Darius McDermott, managing director of Chelsea Financial Services, has also seen a big pick up in the number of companies paying dividends in Japan in the last 10 years and echoes Boyd-Bowman’s comments that there’s been an increase in the amount of dividend payout ratio.

“Japan now certainly can be considered as a dividend market,” McDermott says.

The graph below shows Japan’s performance during 2015, versus the US, Europe and the UK.

YM Graph 5 2 16

For Ryan Hughes, fund manager at Apollo Multi Asset Management, while Japan certainly should be considered for your portfolio, he adds the dividend culture is still developing.

“In the UK, there’s a long history of companies recognising the importance of paying a dividend. In Japan, the dividend culture is still in its infancy,” Hughes says.

However, while there is scope for it to grow very strong, he says the typical yield is low in comparison to other markets.

What are the risks of investing in Japan?

McDermott says while Japan is attractive to investors, it’s also a volatile market and as such, should be considered higher risk. “Also for a UK investor to invest in Japan for income, you’re also adding currency risk,” he warns.

Japan is still in the middle of a substantial Quantitative Easing programme and many think this will be extended. “This should be supportive of the equity market but has also weakened the yen – currency is something investors need to take into account”, he adds.

If the yen weakens against the pound, this will be bad for returns to UK investors whereas the other way round, it would be a boost.

For John Husselbee, head of multi asset at Liontrust, Japan is still “trying to find the velocity to escape deflation for more than a couple of decades” which is hindering economic growth.
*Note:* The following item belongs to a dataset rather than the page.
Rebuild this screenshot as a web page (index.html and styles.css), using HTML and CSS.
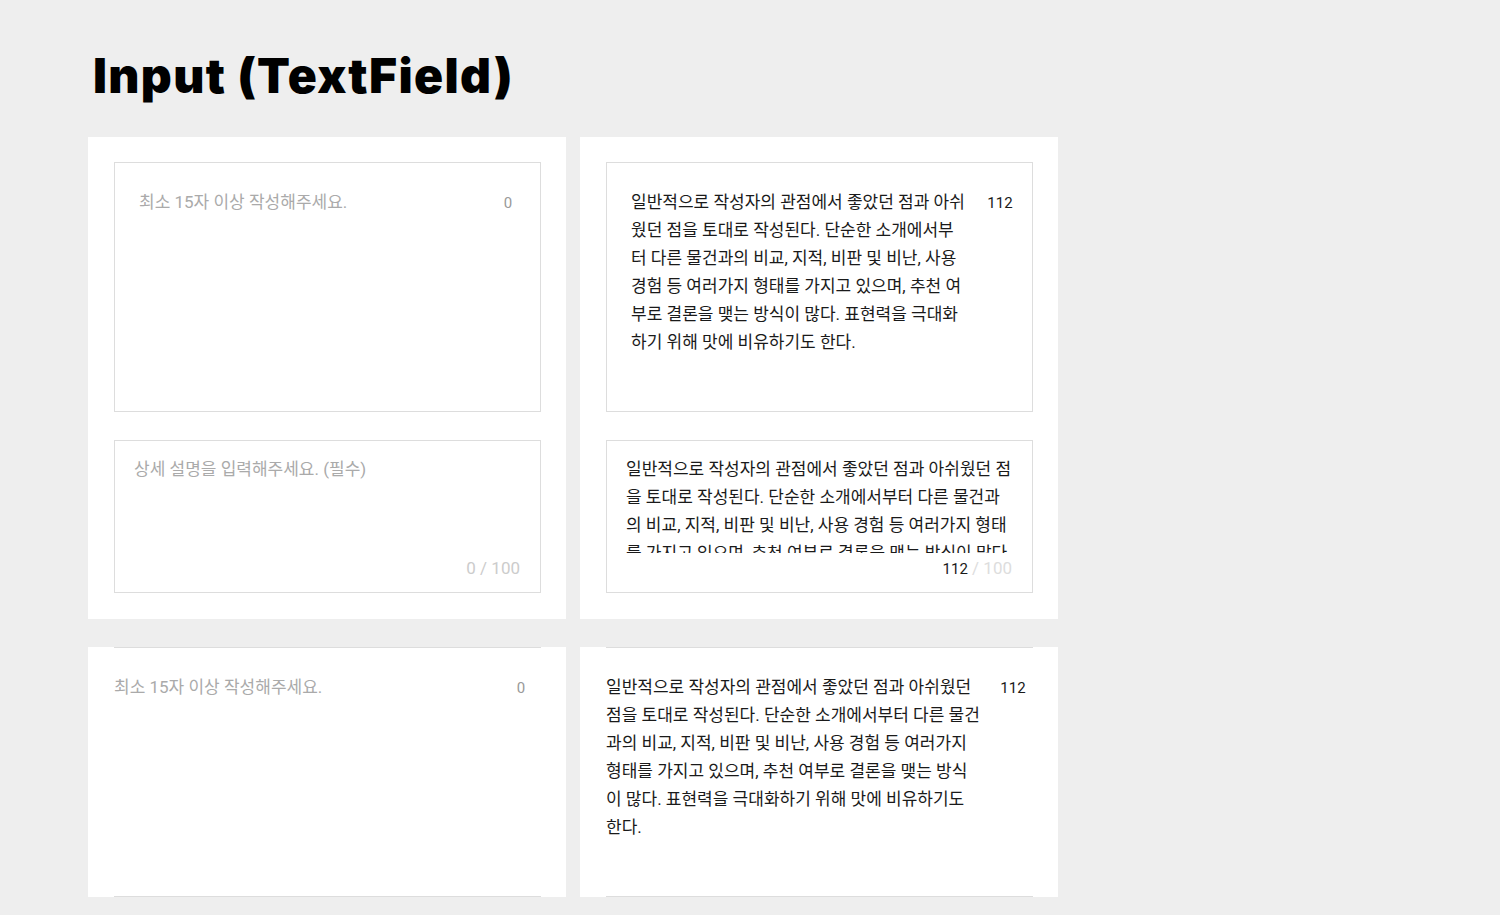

Despite the Bank of Japan implementing negative interest rates on excess reserves held at central bank which supports a reflationary policy, the Japanese market is yet to be significantly re-rated and may struggle to do so with the “headwind of slower global growth,” Husselbee says.

He adds the search for income continues to widen as both cash and government bond yields remain near to historic lows and as such, UK investors are looking overseas.

“Looking at a number of global equity income funds, the current geographical allocation seems to favour US and European markets rather than Far East and emerging markets. Japan has the potential to become an income story as companies continue to improve governance and shareholder returns” he adds. But similar to Hughes’ statement on low yield, he says there are only a few funds to access equity income in Japan and with yields around 2%, investors continue to be drawn elsewhere.

How can I invest in Japan?

For McDermott, it “makes sense” for those with a medium to higher risk appetite to have some of your portfolio in Japan.

Both McDermott and Hughes say you can do this via a global income fund or directly via a fund like Jupiter Japan Income. Further, McDermott rates these two Elite Rated Global Income funds: Artemis Global Income has 5% in Japan and LeggMason Clearbridge Global Income fund has just under 8% in Japan.